Furthermore, he asserted that his wares “may therefore be safely transported, by Land, and sold in any Town of said Province, without any Breach on the solemn League and Covenant our worthy Friends in the Country have justly entered into, in Defence of themselves and their Posterity.”  Townsend referred to a plan outlined in a letter that the Boston Committee of Correspondence circulated on June 8.  After outlining the abuses perpetrated by Parliament, the letter encouraged resistance in the form of “affecting the trade and interest of Great Britain, so deeply as shall induce her to withdraw her oppressive hand.”  The Committee of Correspondence sought to revive nonimportation agreements enacted twice in the past decade, first in response to the Stamp Act and, later, the Townshend duties.  The letter proposed that colonizers “come into a solemn league, not to import goods from Great Britain, and not to buy any goods that shall hereafter be imported from thence, until our grievances shall be redressed.”  Some merchants advocated waiting for more comprehensive measures that enlisted cooperation of other colonies, like the Continental Association that the First Continental Congress was in the process of drawing up in Philadelphia at the time Townsend published his advertisement, yet colonizers in towns throughout Massachusetts supported the Solemn League and Covenant.
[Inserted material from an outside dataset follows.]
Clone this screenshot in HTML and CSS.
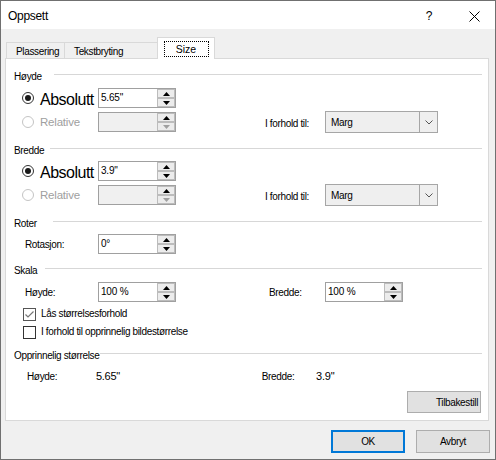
FILE: index.html
```html
<!DOCTYPE html>
<html>
  <head>
    <meta charset="utf-8" />
    <title>Oppsett</title>
    <link rel="stylesheet" href="styles.css">
  </head>
  <body>
    <div class="window">
      <div class="titlebar">
        <div class="title">Oppsett</div>
        <div class="title-help">?</div>
        <div class="title-close">
          <svg width="11" height="11" viewBox="0 0 11 11"><path d="M0.5 0.5 L10.5 10.5 M10.5 0.5 L0.5 10.5" stroke="#000" stroke-width="1" fill="none"/></svg>
        </div>
      </div>

      <div class="client">
        <div class="tab-strip">
          <div class="tab tab-first">Plassering</div>
          <div class="tab tab-second">Tekstbryting</div>
          <div class="tab tab-active"><span class="focus-ring">Size</span></div>
        </div>

        <div class="tab-panel">
          <!-- Høyde -->
          <div class="group-head"><span class="head-text w-40">Høyde</span><span class="rule"></span></div>
          <div class="row row-20">
            <div class="choice"><span class="radio on"></span><span class="choice-text">Absolutt</span></div>
            <div class="spin">
              <div class="spin-field">5.65"</div>
              <div class="spin-btns">
                <span class="spin-btn"><svg width="7" height="4" viewBox="0 0 7 4"><path d="M0 4 L3.5 0 L7 4 Z"/></svg></span>
                <span class="spin-btn"><svg width="7" height="4" viewBox="0 0 7 4"><path d="M0 0 L3.5 4 L7 0 Z"/></svg></span>
              </div>
            </div>
          </div>
          <div class="row row-22">
            <div class="choice is-disabled"><span class="radio"></span><span class="choice-text small">Relative</span></div>
            <div class="spin is-disabled">
              <div class="spin-field"></div>
              <div class="spin-btns">
                <span class="spin-btn"><svg width="7" height="4" viewBox="0 0 7 4"><path d="M0 4 L3.5 0 L7 4 Z"/></svg></span>
                <span class="spin-btn"><svg width="7" height="4" viewBox="0 0 7 4"><path d="M0 0 L3.5 4 L7 0 Z"/></svg></span>
              </div>
            </div>
            <div class="ref-label">I forhold til:</div>
            <div class="combo">
              <div class="combo-field">Marg</div>
              <div class="combo-btn"><svg width="8" height="5" viewBox="0 0 8 5"><path d="M0.5 0.5 L4 4 L7.5 0.5" stroke="#555" fill="none"/></svg></div>
            </div>
          </div>

          <!-- Bredde -->
          <div class="group-head"><span class="head-text w-36">Bredde</span><span class="rule"></span></div>
          <div class="row row-20">
            <div class="choice"><span class="radio on"></span><span class="choice-text">Absolutt</span></div>
            <div class="spin">
              <div class="spin-field">3.9"</div>
              <div class="spin-btns">
                <span class="spin-btn"><svg width="7" height="4" viewBox="0 0 7 4"><path d="M0 4 L3.5 0 L7 4 Z"/></svg></span>
                <span class="spin-btn"><svg width="7" height="4" viewBox="0 0 7 4"><path d="M0 0 L3.5 4 L7 0 Z"/></svg></span>
              </div>
            </div>
          </div>
          <div class="row row-22">
            <div class="choice is-disabled"><span class="radio"></span><span class="choice-text small">Relative</span></div>
            <div class="spin is-disabled">
              <div class="spin-field"></div>
              <div class="spin-btns">
                <span class="spin-btn"><svg width="7" height="4" viewBox="0 0 7 4"><path d="M0 4 L3.5 0 L7 4 Z"/></svg></span>
                <span class="spin-btn"><svg width="7" height="4" viewBox="0 0 7 4"><path d="M0 0 L3.5 4 L7 0 Z"/></svg></span>
              </div>
            </div>
            <div class="ref-label">I forhold til:</div>
            <div class="combo">
              <div class="combo-field">Marg</div>
              <div class="combo-btn"><svg width="8" height="5" viewBox="0 0 8 5"><path d="M0.5 0.5 L4 4 L7.5 0.5" stroke="#555" fill="none"/></svg></div>
            </div>
          </div>

          <!-- Roter -->
          <div class="group-head"><span class="head-text w-39">Roter</span><span class="rule"></span></div>
          <div class="row row-20">
            <div class="field-label">Rotasjon:</div>
            <div class="spin">
              <div class="spin-field">0°</div>
              <div class="spin-btns">
                <span class="spin-btn"><svg width="7" height="4" viewBox="0 0 7 4"><path d="M0 4 L3.5 0 L7 4 Z"/></svg></span>
                <span class="spin-btn"><svg width="7" height="4" viewBox="0 0 7 4"><path d="M0 0 L3.5 4 L7 0 Z"/></svg></span>
              </div>
            </div>
          </div>

          <!-- Skala -->
          <div class="group-head skala-head"><span class="head-text w-31">Skala</span><span class="rule"></span></div>
          <div class="row row-20">
            <div class="field-label">Høyde:</div>
            <div class="spin">
              <div class="spin-field">100 %</div>
              <div class="spin-btns">
                <span class="spin-btn"><svg width="7" height="4" viewBox="0 0 7 4"><path d="M0 4 L3.5 0 L7 4 Z"/></svg></span>
                <span class="spin-btn"><svg width="7" height="4" viewBox="0 0 7 4"><path d="M0 0 L3.5 4 L7 0 Z"/></svg></span>
              </div>
            </div>
            <div class="mid-label">Bredde:</div>
            <div class="spin">
              <div class="spin-field">100 %</div>
              <div class="spin-btns">
                <span class="spin-btn"><svg width="7" height="4" viewBox="0 0 7 4"><path d="M0 4 L3.5 0 L7 4 Z"/></svg></span>
                <span class="spin-btn"><svg width="7" height="4" viewBox="0 0 7 4"><path d="M0 0 L3.5 4 L7 0 Z"/></svg></span>
              </div>
            </div>
          </div>
          <div class="check-row first">
            <span class="check on"><svg width="11" height="11" viewBox="0 0 11 11"><path d="M1.5 5.5 L4 8 L9.5 2.5" stroke="#777" stroke-width="1.2" fill="none"/></svg></span>
            <span>Lås størrelsesforhold</span>
          </div>
          <div class="check-row">
            <span class="check"></span>
            <span>I forhold til opprinnelig bildestørrelse</span>
          </div>

          <!-- Opprinnelig størrelse -->
          <div class="group-head"><span class="head-text w-86">Opprinnelig størrelse</span><span class="rule"></span></div>
          <div class="value-row">
            <div class="value-label">Høyde:</div>
            <div class="value">5.65"</div>
            <div class="value-label second">Bredde:</div>
            <div class="value">3.9"</div>
          </div>
          <div class="reset-row">
            <button class="btn btn-reset">Tilbakestill</button>
          </div>
        </div>

        <div class="actions">
          <button class="btn btn-default">OK</button>
          <button class="btn">Avbryt</button>
        </div>
      </div>
    </div>
  </body>
</html>
```

FILE: styles.css
```css
* {
  box-sizing: border-box;
}

body {
  margin: 0;
  font-family: "Liberation Sans", Arial, sans-serif;
  font-size: 10px;
  letter-spacing: -0.35px;
  color: #000;
}

.window {
  width: 496px;
  height: 460px;
  border: 1px solid #707070;
  background: #f0f0f0;
  display: flex;
  flex-direction: column;
}

/* title bar */
.titlebar {
  height: 28px;
  background: #fff;
  display: flex;
  align-items: center;
  padding-top: 2px;
}

.title {
  padding-left: 7px;
  font-size: 12px;
  letter-spacing: -0.3px;
}

.title-help {
  margin-left: auto;
  width: 30px;
  text-align: center;
  font-size: 12px;
}

.title-close {
  width: 42px;
  margin-left: 9px;
  display: flex;
  justify-content: center;
  padding-top: 1px;
}

/* tabs */
.client {
  flex: 1;
  display: flex;
  flex-direction: column;
}

.tab-strip {
  height: 30px;
  padding-left: 5px;
  display: flex;
  align-items: flex-end;
  position: relative;
  z-index: 1;
}

.tab {
  height: 16px;
  margin-bottom: 1px;
  border: 1px solid #d9d9d9;
  border-bottom: none;
  background: #f0f0f0;
  line-height: 12px;
  padding-top: 3px;
}

.tab-first {
  width: 59px;
  padding-left: 9px;
}

.tab-second {
  width: 92px;
  padding-left: 9px;
  border-left: none;
  border-right: none;
}

.tab-active {
  width: 58px;
  height: 22px;
  margin-bottom: 0;
  background: #fff;
  display: flex;
  justify-content: center;
  align-items: flex-start;
  padding-top: 3px;
}

.focus-ring {
  width: 45px;
  height: 16px;
  border: 1px dotted #000;
  text-align: center;
  line-height: 14px;
  font-size: 10.5px;
  letter-spacing: 0;
}

.tab-panel {
  margin-top: -1px;
  margin-left: 4px;
  width: 484px;
  border: 1px solid #d9d9d9;
  background: #fff;
  padding: 8px 6px 7px 0;
}

/* group headings with a rule */
.group-head {
  height: 15px;
  display: flex;
  align-items: flex-start;
  padding-left: 8px;
}

.head-text {
  flex-shrink: 0;
  line-height: 11px;
  margin-top: 4px;
  white-space: nowrap;
}

.w-31 { width: 31px; }
.w-36 { width: 36px; }
.w-39 { width: 39px; }
.w-40 { width: 40px; }
.w-86 { width: 86px; }

.rule {
  flex: 1;
  height: 1px;
  margin-top: 7px;
  background: #d7d7d7;
}

.row {
  display: flex;
  align-items: center;
}

.row-20 {
  height: 20px;
}

.row-22 {
  height: 22px;
}

.row + .row {
  margin-top: 3px;
}

.group-head + .row {
  margin-top: 5px;
}

.tab-panel > .group-head:first-child + .row,
.skala-head + .row {
  margin-top: 6px;
}

.row + .group-head {
  margin-top: 8px;
}

.group-head.skala-head {
  margin-top: 7px;
}

/* radio choices */
.choice {
  width: 76px;
  margin-left: 16px;
  align-self: stretch;
  display: flex;
}

.radio {
  width: 12px;
  height: 12px;
  border: 1px solid #333;
  border-radius: 50%;
  background: #fff;
  align-self: center;
  margin-right: 6px;
  display: flex;
  align-items: center;
  justify-content: center;
}

.radio.on::after {
  content: "";
  width: 6px;
  height: 6px;
  border-radius: 50%;
  background: #1a1a1a;
}

.choice-text {
  align-self: flex-end;
  font-size: 16px;
  letter-spacing: -0.5px;
  line-height: 16px;
}

.choice-text.small {
  align-self: center;
  font-size: 11.5px;
  letter-spacing: -0.2px;
  line-height: 13px;
  padding-top: 1px;
}

.choice.is-disabled {
  color: #a0a0a0;
}

.choice.is-disabled .radio {
  border-color: #c4c4c4;
}

/* spin boxes */
.spin {
  width: 78px;
  height: 20px;
  border: 1px solid #a0a0a0;
  background: #fff;
  display: flex;
}

.spin-field {
  flex: 1;
  padding-left: 2px;
  line-height: 18px;
  letter-spacing: -0.2px;
}

.spin-btns {
  width: 18px;
  display: flex;
  flex-direction: column;
}

.spin-btn {
  height: 9px;
  border: 1px solid #bcbcbc;
  background: #ececec;
  display: flex;
  align-items: center;
  justify-content: center;
}

.spin-btn svg {
  fill: #000;
}

.spin.is-disabled .spin-field {
  background: #f0f0f0;
}

.spin.is-disabled .spin-btn + .spin-btn svg {
  fill: #a0a0a0;
}

/* labels in rows */
.ref-label {
  width: 149px;
  padding-left: 89px;
  padding-top: 2px;
  white-space: nowrap;
}

.field-label {
  width: 73px;
  margin-left: 19px;
}

.mid-label {
  width: 149px;
  padding-left: 93px;
}

/* drop-down */
.combo {
  width: 113px;
  height: 22px;
  border: 1px solid #a6a6a6;
  background: #efefef;
  display: flex;
}

.combo-field {
  flex: 1;
  padding-left: 5px;
  line-height: 20px;
  padding-top: 1px;
}

.combo-btn {
  width: 18px;
  border-left: 1px solid #a6a6a6;
  display: flex;
  align-items: center;
  justify-content: center;
}

/* check boxes */
.check-row {
  height: 14px;
  margin-top: 4px;
  padding-left: 17px;
  display: flex;
  align-items: center;
  line-height: 14px;
}

.check-row.first {
  margin-top: 5px;
}

.check {
  width: 13px;
  height: 13px;
  border: 1px solid #333;
  background: #fff;
  margin-right: 5px;
  display: flex;
  align-items: center;
  justify-content: center;
}

.check.on {
  border-color: #555;
}

.check-row + .group-head {
  margin-top: 7px;
}

/* original size values */
.value-row {
  height: 14px;
  margin-top: 8px;
  display: flex;
  align-items: baseline;
  line-height: 14px;
}

.value-label {
  width: 71px;
  margin-left: 21px;
}

.value-label.second {
  width: 56px;
  margin-left: 0;
}

.value {
  width: 171px;
  font-size: 11px;
  letter-spacing: -0.25px;
}

.reset-row {
  margin-top: 8px;
  display: flex;
  justify-content: flex-end;
  padding-right: 1px;
}

/* buttons */
.btn {
  height: 22px;
  width: 74px;
  border: 1px solid #adadad;
  background: #e1e1e1;
  font-family: inherit;
  font-size: 10px;
  letter-spacing: -0.35px;
  color: #000;
  padding: 0;
}

.btn-reset {
  text-align: right;
  padding-right: 2px;
}

.actions {
  margin-top: 9px;
  display: flex;
  justify-content: flex-end;
  gap: 11px;
  padding-right: 5px;
}

.actions .btn {
  height: 23px;
}

.btn-default {
  border: 2px solid #0078d7;
}
```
Knowing that was the case, Townsend acknowledged the politics of the moment in his advertisement.  He endorsed the pact while also making clear that neither he nor his prospective customers violated it.  They could buy and sell with clear consciences … and without attracting the ire of the public.  Beyond that, Townsend wished to clear out of Boston.  In a nota bene, he encouraged “Those that incline to purchase … to apply speedily” since he “is determined to remove into a clear Air in the Country, very soon.”  The situation had grown so bleak that that he did not intend to remain in Boston much longer.